Desde luego, no lo es. En primer lugar porque quienes
están de acuerdo en imponerlo, lo quieren cada cual para una cosa distinta:
Francia, para reforzar su presupuesto, la Comisión europea para garantizarse un
nuevo recurso propio (hace un año la reclamaba para eso, junto con una tasa aérea
y un nuevo tipo de IVA), y España, que también la apoya, porque necesita
sustituir su modelo de ingresos fiscales tras el desbarate de la construcción.
En segundo lugar, se trata de una tasa extremadamente
polémica. La misma Comisión europea que ahora la avala decía hace un año que
plantearía serios problemas de competitividad al sistema financiero europeo,
frente al estadounidense o a los de Extremo Oriente.

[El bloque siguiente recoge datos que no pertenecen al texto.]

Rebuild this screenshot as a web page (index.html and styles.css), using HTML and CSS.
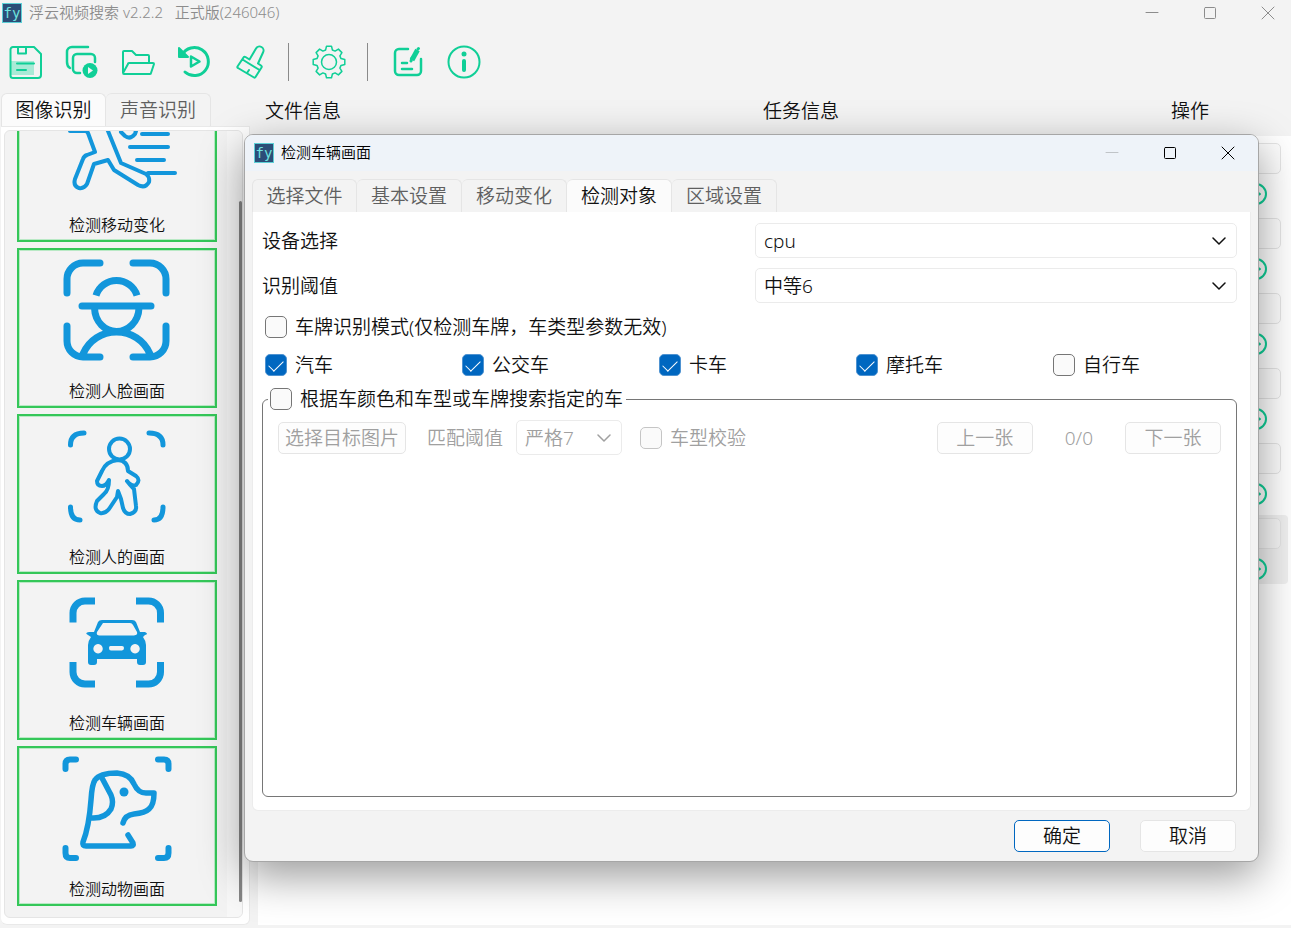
FILE: index.html
```html
<!DOCTYPE html>
<html lang="zh-CN">
<head>
  <meta charset="UTF-8">
  <meta name="viewport" content="width=device-width, initial-scale=1">
  <title>浮云视频搜索</title>
  <link rel="stylesheet" href="styles.css">
</head>
<body>
  <div class="window">
    <header class="titlebar">
      <span class="logo">fy</span>
      <span class="title">浮云视频搜索 v2.2.2 &nbsp; 正式版(246046)</span>
      <div class="win-buttons">
        <button aria-label="最小化"><svg viewBox="0 0 14 14"><path d="M1 6.500h12"/></svg></button>
        <button aria-label="最大化"><svg viewBox="0 0 14 14"><rect x="1.500" y="1.500" width="11" height="11" rx="1"/></svg></button>
        <button aria-label="关闭"><svg viewBox="0 0 14 14"><path d="M1 1l12 12M13 1L1 13"/></svg></button>
      </div>
    </header>

    <!-- 工具栏 -->
    <nav class="toolbar">
      <button aria-label="保存">
        <svg viewBox="0 0 36 36"><path d="M3 17h23v14H3z" fill="#a9ead6" stroke="none"/><path d="M5 3h21l7 7v21a3 3 0 0 1-3 3H5a2.500 2.500 0 0 1-2.500-2.500V5.500A2.500 2.500 0 0 1 5 3zM10 3v6.500h8V3M9 19.500h17M9 26h9"/></svg>
      </button>
      <button aria-label="批量">
        <svg viewBox="0 0 36 36"><path d="M24 3H8a5 5 0 0 0-5 5v10c0 3 1 5 3 6" stroke-width="2.500"/><path d="M16 29h-3a4 4 0 0 1-4-4V14a4 4 0 0 1 4-4h14a4 4 0 0 1 4 4v4" stroke-width="2.500"/><circle cx="26" cy="26.500" r="7.500" fill="#10cf97" stroke="none"/><path d="M24 23l5 3.500-5 3.500z" fill="#f3f3f3" stroke="none"/></svg>
      </button>
      <button aria-label="打开">
        <svg viewBox="0 0 36 36"><path d="M3 29V8a1 1 0 0 1 1-1h8l4 4h12a1 1 0 0 1 1 1v7M3 29l5-9a1 1 0 0 1 1-1h24a1 1 0 0 1 1 1l-3 9a1 1 0 0 1-1 1H4a1 1 0 0 1-1-1z"/></svg>
      </button>
      <button aria-label="历史">
        <svg viewBox="0 0 36 36"><path d="M6 11A14 14 0 1 1 9 28" stroke-width="3"/><path d="M3 4v9h9z" fill="#10cf97"/><path d="M15 12.500l8.500 5-8.500 5z" stroke-width="2.500"/></svg>
      </button>
      <button aria-label="清理">
        <svg viewBox="0 0 36 36"><path d="M17.500 15.500l6.500-11a4 4 0 0 1 7 4l-5 11 3 2a1.500 1.500 0 0 1 .5 2l-6 9.500a1 1 0 0 1-1.500.5L6 24a1 1 0 0 1-.5-1.500l6-9a1.500 1.500 0 0 1 2-.5zM10.500 15.500L27.500 26M15 29l2-3"/></svg>
      </button>
      <span class="separator"></span>
      <button aria-label="设置">
        <svg viewBox="-18 -18 36 36" class="thin"><path d="M15.800-2.500V2.500L12 3.400L10.900 6.100L12.900 9.400L9.400 12.900L6.100 10.900L3.400 12L2.500 15.800H-2.500L-3.400 12L-6.100 10.900L-9.400 12.900L-12.900 9.400L-10.900 6.100L-12 3.400L-15.800 2.500V-2.500L-12-3.400L-10.900-6.100L-12.900-9.400L-9.400-12.900L-6.100-10.900L-3.400-12L-2.500-15.800H2.500L3.400-12L6.100-10.900L9.400-12.900L12.900-9.400L10.900-6.100L12-3.400Z"/><circle r="7.500"/></svg>
      </button>
      <span class="separator"></span>
      <button aria-label="编辑">
        <svg viewBox="0 0 36 36"><path d="M18 5H9a4 4 0 0 0-4 4v18a4 4 0 0 0 4 4h18a4 4 0 0 0 4-4V15M12 19h5M12 25h10" stroke-width="2.500"/><path d="M22 16l5.500-10" stroke-width="5" stroke-linecap="butt"/><path d="M21 17l1-3M28 5l.5-.5" stroke-width="3"/></svg>
      </button>
      <button aria-label="关于">
        <svg viewBox="0 0 36 36"><circle cx="18" cy="18" r="15.500"/><circle cx="18" cy="10" r="2.500" fill="#10cf97" stroke="none"/><path d="M18 17v9" stroke-width="4"/></svg>
      </button>
    </nav>

    <main class="workspace">
      <!-- 左侧功能列表 -->
      <aside class="sidebar">
        <div class="tabs">
          <button class="tab active">图像识别</button>
          <button class="tab">声音识别</button>
        </div>
        <div class="side-panel">
          <div class="side-scroll">
            <div class="cards">
              <button class="card">
                <svg viewBox="0 0 120 120" class="line4"><circle cx="66" cy="8" r="8"/><path d="M51 45L40 20L18 28M64 46l4 4q5 4 10-2l1-3L60 22M13 45h15q2 0 3 2l7 19-8 3q-3 1-4 4l-8 20q-2 7 4 9 5 1 8-4l7-20 14-4 6 10 24 15q7 4 11-3 1-5-3-8L64 77 51 45M85 48h26M73 61h38M80 74h27M91 87h27"/></svg>
                <span>检测移动变化</span>
              </button>
              <button class="card">
                <svg viewBox="0 0 120 120" class="line7"><path d="M10 41V27A16 16 0 0 1 26 11H43M76 11H93A16 16 0 0 1 109 27V41M10 74V89A16 16 0 0 0 26 105H43M76 105H93A16 16 0 0 0 109 89V74M25 54H94M37.500 56C38 70 48 79.500 59.500 79.500S81.500 70 82 56M26 102C32 88 45 80 59.500 80S87 88 93 102"/><path d="M39 43.500A21.500 21.500 0 0 1 80 43.500" stroke-linecap="butt"/></svg>
                <span>检测人脸画面</span>
              </button>
              <button class="card">
                <svg viewBox="0 0 120 120" class="line4"><path d="M13.500 27Q13.500 15 27 15M92 15Q106 15 106 27M13.500 89Q13.500 102 23 102M97 102Q106 102 106 89" stroke-width="5"/><circle cx="62.500" cy="31" r="10.500"/><path d="M61 42C52 43 47 48 45 53L40 63Q40 68 45 68Q49 68 52 62Q52 72 47 76L40 83Q36 92 43 95Q48 96 52 91L60 79L61 73L64 81L66 90Q68 96 73 96Q80 94 79 88L77 71Q73 67 70 63Q75 69 79 67Q84 62 79 58L71 53Q71 43 61 42Z"/></svg>
                <span>检测人的画面</span>
              </button>
              <button class="card">
                <svg viewBox="0 0 120 120" class="line7 flat"><path d="M16 38.500V29A12 12 0 0 1 28 17H38M79 17H91A12 12 0 0 1 103.500 29V38.500M16 78V88A12 12 0 0 0 28 100H38M79 100H91A12 12 0 0 0 103.500 88V78"/><path fill-rule="evenodd" stroke="none" fill="#1296db" d="M45 36H75Q78 36 79 38L83 48H88Q92 50 88 51L86 53Q89 57 89 61V78Q89 81 86 81H83Q80 81 80 78V75H40V78Q40 81 37 81H34Q31 81 31 78V61Q31 57 34 53L31 51Q27 49 32 48H37L41 38Q42 36 45 36ZM46 39L40 48Q39 51 42 51.500H77Q81 51 80 48L76 41Q75 39 73 39ZM41 60a4.700 4.700 0 1 0 .1 0zM78 60a4.700 4.700 0 1 0 .1 0zM54 62H65Q67 62 67 64T65 66.500H54Q52 66.500 52 64T54 62Z"/></svg>
                <span>检测车辆画面</span>
              </button>
              <button class="card">
                <svg viewBox="0 0 120 120" class="line6"><path d="M8.500 19V14Q8.500 9.500 13 9.500H19M101 9.500H107Q111.500 9.500 111.500 14V19M8.500 98V103Q8.500 108 13 108H19M101 108H107Q111.500 108 111.500 103V98"/><path d="M71 85L76 93Q77 96 74 96H29Q25 96 26 92Q32 77 34 50Q35 34 38 30Q43 23 60 23Q73 24 77 34Q81 43 89 43H97Q97 55 92 59Q88 63 77 64Q68 65 66 73M45 28L54 45Q57 52 54 59Q48 69 34 68" stroke-width="5.500"/><circle cx="67" cy="42" r="4.500" fill="#1296db" stroke="none"/></svg>
                <span>检测动物画面</span>
              </button>
            </div>
            <div class="scrollbar"><div class="thumb"></div></div>
          </div>
        </div>
      </aside>

      <!-- 任务列表 -->
      <section class="tasks">
        <div class="task-head">
          <span>文件信息</span>
          <span>任务信息</span>
          <span>操作</span>
        </div>
        <div class="task-list">
          <div class="task"><button class="task-btn" aria-label="操作"></button><button class="task-icon" aria-label="开始"><svg viewBox="0 0 24 24"><circle cx="12" cy="12" r="10"/><path d="M10 8l6 4-6 4z"/></svg></button></div>
          <div class="task"><button class="task-btn" aria-label="操作"></button><button class="task-icon" aria-label="开始"><svg viewBox="0 0 24 24"><circle cx="12" cy="12" r="10"/><path d="M10 8l6 4-6 4z"/></svg></button></div>
          <div class="task"><button class="task-btn" aria-label="操作"></button><button class="task-icon" aria-label="开始"><svg viewBox="0 0 24 24"><circle cx="12" cy="12" r="10"/><path d="M10 8l6 4-6 4z"/></svg></button></div>
          <div class="task"><button class="task-btn" aria-label="操作"></button><button class="task-icon" aria-label="开始"><svg viewBox="0 0 24 24"><circle cx="12" cy="12" r="10"/><path d="M10 8l6 4-6 4z"/></svg></button></div>
          <div class="task"><button class="task-btn" aria-label="操作"></button><button class="task-icon" aria-label="开始"><svg viewBox="0 0 24 24"><circle cx="12" cy="12" r="10"/><path d="M10 8l6 4-6 4z"/></svg></button></div>
          <div class="task selected"><button class="task-btn" aria-label="操作"></button><button class="task-icon" aria-label="开始"><svg viewBox="0 0 24 24"><circle cx="12" cy="12" r="10"/><path d="M10 8l6 4-6 4z"/></svg></button></div>
        </div>
      </section>
    </main>
  </div>

  <!-- 检测车辆画面 对话框 -->
  <div class="dialog" role="dialog" aria-labelledby="dialog-title">
    <header class="titlebar dialog-titlebar">
      <span class="logo">fy</span>
      <span class="title" id="dialog-title">检测车辆画面</span>
      <div class="win-buttons">
        <button aria-label="最小化" disabled><svg viewBox="0 0 14 14"><path d="M1 6.500h12"/></svg></button>
        <button aria-label="最大化"><svg viewBox="0 0 14 14"><rect x="1.500" y="1.500" width="11" height="11" rx="1"/></svg></button>
        <button aria-label="关闭"><svg viewBox="0 0 14 14"><path d="M1 1l12 12M13 1L1 13"/></svg></button>
      </div>
    </header>
    <div class="dialog-body">
      <div class="tabs">
        <button class="tab">选择文件</button>
        <button class="tab">基本设置</button>
        <button class="tab">移动变化</button>
        <button class="tab active">检测对象</button>
        <button class="tab">区域设置</button>
      </div>
      <form class="panel">
        <div class="row">
          <label for="device">设备选择</label>
          <div class="select">
            <select id="device"><option>cpu</option></select>
            <svg viewBox="0 0 14 14"><path d="M1 4l6 6 6-6"/></svg>
          </div>
        </div>
        <div class="row">
          <label for="threshold">识别阈值</label>
          <div class="select">
            <select id="threshold"><option>中等6</option></select>
            <svg viewBox="0 0 14 14"><path d="M1 4l6 6 6-6"/></svg>
          </div>
        </div>
        <div class="checks">
          <label class="check"><input type="checkbox">车牌识别模式(仅检测车牌，车类型参数无效)</label>
        </div>
        <div class="checks types">
          <label class="check"><input type="checkbox" checked>汽车</label>
          <label class="check"><input type="checkbox" checked>公交车</label>
          <label class="check"><input type="checkbox" checked>卡车</label>
          <label class="check"><input type="checkbox" checked>摩托车</label>
          <label class="check"><input type="checkbox">自行车</label>
        </div>
        <fieldset class="group">
          <legend><label class="check"><input type="checkbox">根据车颜色和车型或车牌搜索指定的车</label></legend>
          <div class="group-row">
            <button type="button" class="btn pick" disabled>选择目标图片</button>
            <label for="match" class="muted">匹配阈值</label>
            <div class="select small muted">
              <select id="match" disabled><option>严格7</option></select>
              <svg viewBox="0 0 14 14"><path d="M1 4l6 6 6-6"/></svg>
            </div>
            <label class="check muted"><input type="checkbox" disabled>车型校验</label>
            <div class="pager">
              <button type="button" class="btn" disabled>上一张</button>
              <span class="muted">0/0</span>
              <button type="button" class="btn" disabled>下一张</button>
            </div>
          </div>
        </fieldset>
      </form>
    </div>
    <footer class="dialog-footer">
      <button class="btn primary">确定</button>
      <button class="btn">取消</button>
    </footer>
  </div>
</body>
</html>
```

FILE: styles.css
```css
* {
  box-sizing: border-box;
}
body {
  margin: 0;
  font-family: "Noto Sans", "Noto Sans CJK SC", sans-serif;
  font-size: 19px;
  font-weight: 350;
  line-height: 24px;
  color: #111;
  background-color: #f3f3f3;
}
button, select, input {
  font: inherit;
  color: inherit;
  margin: 0;
}
button {
  padding: 0;
  border: none;
  background: none;
  white-space: nowrap;
}
svg {
  display: block;
  fill: none;
  stroke: currentColor;
  stroke-linecap: round;
  stroke-linejoin: round;
}
.window {
  height: 100vh;
  min-height: 600px;
  display: flex;
  flex-direction: column;
  padding-bottom: 3px;
}

/* titlebar */
.titlebar {
  display: flex;
  align-items: center;
  height: 26px;
  padding-left: 2px;
  font-size: 15px;
  color: #8c8c8c;
}
.logo {
  width: 20px;
  height: 20px;
  border: 1px solid #5ccfd6;
  background-color: #2c4d77;
  color: #6fe3df;
  font-family: "DejaVu Sans Mono", monospace;
  font-size: 14px;
  font-weight: 400;
  line-height: 18px;
  text-align: center;
}
.title {
  margin-left: 7px;
  padding-bottom: 2px;
}
.win-buttons {
  display: flex;
  gap: 12px;
  margin-left: auto;
}
.win-buttons button {
  display: grid;
  place-items: center;
  width: 46px;
  height: 26px;
}
.win-buttons svg {
  width: 14px;
  height: 14px;
}

/* toolbar */
.toolbar {
  display: flex;
  align-items: center;
  gap: 20px;
  height: 67px;
  padding: 4px 8px 0 8px;
  color: #10cf97;
}
.toolbar svg {
  width: 36px;
  height: 36px;
  stroke-width: 2;
}
.toolbar svg.thin {
  stroke-width: 1.5;
}
.separator {
  width: 3px;
  height: 38px;
  border-left: 1px solid #8a8a8a;
}

/* tabs */
.tabs {
  display: flex;
  flex-shrink: 0;
}
.tab {
  width: 105px;
  height: 33px;
  border: 1px solid #e5e5e5;
  border-bottom: none;
  border-left-width: 0;
  border-radius: 6px 6px 0 0;
  color: #5f5f5f;
}
.tab:first-child {
  border-left-width: 1px;
}
.tab.active {
  background-color: #fbfbfb;
  color: #111;
}

.workspace {
  flex: 1;
  min-height: 0;
  display: flex;
  gap: 8px;
}

/* sidebar */
.sidebar {
  display: flex;
  flex-direction: column;
  width: 250px;
  padding-left: 1px;
}
.side-panel {
  flex: 1;
  min-height: 0;
  padding: 3px 6px 6px 3px;
  background-color: #fff;
  border: 1px solid #e9e9e9;
  border-left: none;
  border-radius: 0 0 6px 6px;
}
.side-scroll {
  display: flex;
  justify-content: space-between;
  height: 100%;
  border: 1px solid #e5e5e5;
  border-radius: 6px;
  background-color: #f3f3f3;
  overflow: hidden;
}
.cards {
  display: flex;
  flex-direction: column;
  justify-content: flex-end;
  gap: 6px;
  padding: 0 0 11px 12px;
}
.card {
  display: flex;
  flex-direction: column;
  align-items: center;
  flex-shrink: 0;
  width: 200px;
  height: 160px;
  padding-top: 2px;
  border: 2px solid #34c759;
  box-shadow: inset 0 0 0 1px #b9e9c5;
  font-size: 16px;
}
.card svg {
  width: 120px;
  height: 120px;
  color: #1296db;
}
.card span {
  margin-top: 7px;
}
.line4 {
  stroke-width: 4;
}
.line6 {
  stroke-width: 6;
}
.line7 {
  stroke-width: 7;
}
.flat {
  stroke-linecap: butt;
}
.scrollbar {
  display: flex;
  justify-content: flex-end;
  width: 15px;
  padding: 70px 0 15px 0;
  background-color: #f8f8f8;
}
.thumb {
  width: 3px;
  border-radius: 2px;
  background-color: #868686;
}

/* task list */
.tasks {
  flex: 1;
  display: flex;
  flex-direction: column;
}
.task-head {
  display: grid;
  grid-template-columns: 498fr 408fr 120fr;
  align-items: center;
  height: 43px;
  padding: 0 0 8px 7px;
}
.task-list {
  flex: 1;
  display: flex;
  flex-direction: column;
  gap: 6px;
  padding: 4px 3px 0 0;
  background-color: #fff;
}
.task {
  display: flex;
  flex-direction: column;
  align-items: flex-end;
  height: 69px;
  padding: 3px 7px 0 0;
  border-radius: 4px;
}
.task.selected {
  background-color: #f0f0f0;
}
.task-btn {
  width: 96px;
  height: 31px;
  border: 1px solid #e5e5e5;
  border-radius: 5px;
  background-color: #fdfdfd;
}
.selected .task-btn {
  background-color: #f6f6f6;
}
.task-icon {
  margin: 8px 13px 0 0;
  color: #10cf97;
}
.task-icon svg {
  width: 24px;
  height: 24px;
  stroke-width: 2;
}

/* dialog */
.dialog {
  position: absolute;
  top: 134px;
  right: 32px;
  bottom: 66px;
  left: 244px;
  min-height: 460px;
  display: flex;
  flex-direction: column;
  border: 1px solid #a6a6a6;
  border-radius: 9px;
  background-color: #f3f3f3;
  box-shadow: 0 14px 44px rgba(0, 0, 0, 0.4);
  overflow: hidden;
}
.dialog-titlebar {
  height: 36px;
  padding: 0 7px 0 9px;
  background-color: #eef3f9;
  color: #000;
}
.dialog-titlebar button:disabled {
  color: #c0c4c8;
}
.dialog-body {
  flex: 1;
  min-height: 0;
  display: flex;
  flex-direction: column;
  padding: 8px 7px 0 7px;
}
.panel {
  flex: 1;
  display: flex;
  flex-direction: column;
  padding: 11px 13px 13px 9px;
  border: 1px solid #ececec;
  border-top: none;
  border-radius: 0 0 6px 6px;
  background-color: #fff;
}
.row {
  display: grid;
  grid-template-columns: 1fr 482px;
  align-items: center;
  margin-bottom: 10px;
}
.select {
  display: grid;
  align-items: center;
}
.select select,
.select svg {
  grid-area: 1 / 1;
}
.select select {
  appearance: none;
  width: 100%;
  height: 35px;
  padding: 0 8px;
  border: 1px solid #ebebeb;
  border-radius: 5px;
  background-color: #fff;
  opacity: 1;
}
.select svg {
  justify-self: end;
  width: 14px;
  height: 14px;
  margin-right: 11px;
  stroke-width: 1.5;
  pointer-events: none;
}
.select.small {
  width: 106px;
}
.muted {
  color: #a0a0a0;
}
.checks {
  display: flex;
  height: 28px;
  margin-bottom: 10px;
  padding-left: 3px;
}
.checks.types {
  display: grid;
  grid-template-columns: repeat(5, 1fr);
  gap: 13px;
  margin-bottom: 8px;
}
.check {
  display: flex;
  align-items: center;
  gap: 8px;
  white-space: nowrap;
}
.check input {
  appearance: none;
  display: grid;
  place-items: center;
  width: 22px;
  height: 22px;
  border: 1px solid #767676;
  border-radius: 5px;
  background-color: #fafafa;
}
.check input:checked {
  border-color: #4f93d1;
  background-color: #0067c0;
}
.check input:checked::after {
  content: "";
  width: 13px;
  height: 7px;
  margin-bottom: 3px;
  border: solid #fff;
  border-width: 0 0 1px 1px;
  transform: rotate(-45deg);
}
.check input:disabled {
  border-color: #c5c5c5;
}
.group {
  flex: 1;
  min-width: 0;
  margin: 0;
  padding: 9px 15px 0 15px;
  border: 1px solid #767676;
  border-radius: 6px;
}
.group legend {
  margin-left: -10px;
  padding: 0 3px 0 2px;
}
.group-row {
  display: flex;
  align-items: center;
}
.group-row > label:not(.check) {
  margin: 0 13px 0 21px;
}
.group-row > .check {
  margin-left: 18px;
}
.pager {
  display: flex;
  align-items: center;
  gap: 32px;
  margin-left: auto;
}
.btn {
  width: 96px;
  height: 32px;
  border: 1px solid #e5e5e5;
  border-radius: 5px;
  background-color: #fdfdfd;
}
.btn:disabled {
  color: #a0a0a0;
}
.btn.pick {
  width: 128px;
}
.btn.primary {
  border-color: #0067c0;
}
.dialog-footer {
  display: flex;
  justify-content: flex-end;
  gap: 30px;
  padding: 9px 22px 9px 0;
}
```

En tercer lugar, porque en la propia Europa no existe
consenso sobre la creación de esta nueva gabela. El Reino Unido, Suecia y
Holanda no la quieren y, -no lo olviden- en cuestiones fiscales se requiere la
unanimidad en las decisiones de la UE.
Y en cuarto lugar, porque los americanos, con Obama al
frente, no están dispuestos a aceptarla.
¿Merece credibilidad un invento sobre cuya utilización no
existe consenso entre quienes lo promueven, que tiene poderosos enemigos y que
se sabe que plantearía graves problemas a un sector clave para nuestras sociedades,
como el financiero? Yo pienso que no.
Pero es que, además, la génesis del momentum que ha logrado la tasa sobre las transacciones financieras
no es otra que un acuerdo bilateral más entre Angela Merkel y Nicolas Sarkozy
del pasado verano. Merkel accedió a la idea de un gobierno económico de la
Eurozona, a cambio de un compromiso firme de Francia en la constitucionalización del límite de déficit. El impuesto, que a la
alemana no le hace gracia, fue en el paquete.
Con este bagaje y sus antecedentes, francamente, yo no
creo que esto vaya a volar. No es más que otra superchería.